It’s coming up to seven o’clock on a Thursday evening. Frankie, who runs a small business called Northern Roofing, is craning over a set of drawings as he works on a proposal for a job he knows he’s got, at best, a 50% chance of winning.
Like many of the thousands of roofers up and down the UK, Frankie counts takeoffs and proposals as the most stressful, most time consuming and usually least rewarding parts of his job. Using the same, manual pencil-and-ruler techniques he’s used since he entered the roofing trade, Frankie faces the same issues as thousands of his peers.
He needs to pick up some full-scale architectural drawings, and then using a pencil, ruler and his notebook he needs to measure a potential project, count off or estimate his materials for a job, and then prepare a full proposal for a potential new job (which he may not end up winning).

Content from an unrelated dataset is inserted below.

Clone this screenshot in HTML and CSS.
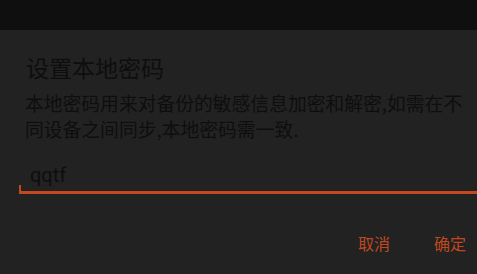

Just getting the drawings is stressful enough. The nearest printer is miles away, printing up multiple plans to measure a roof is becoming more and more expensive year on year, and ensuring that the drawings are the correct scale adds an extra layer of difficulty to something that should be the simplest part of the process.
The actual measuring is anything but simple. Scaling and drawing is painstakingly slow, and can often be an inaccurate science. Roofers from all over the UK have tales of receiving a takeoff from a supplier and realising that a roof billed as 150sqm is actually more than double the size.
Already, Frankie has been working on this task since finishing on-site at 5pm, and he knows he’s not even half way done. At this point, he’s wondering whether it’s worth the half a day’s time and expense to drive up to a (potential) client’s property and measure up the job on-site tomorrow. At least then he’ll avoid forking out for yet another set of drawings.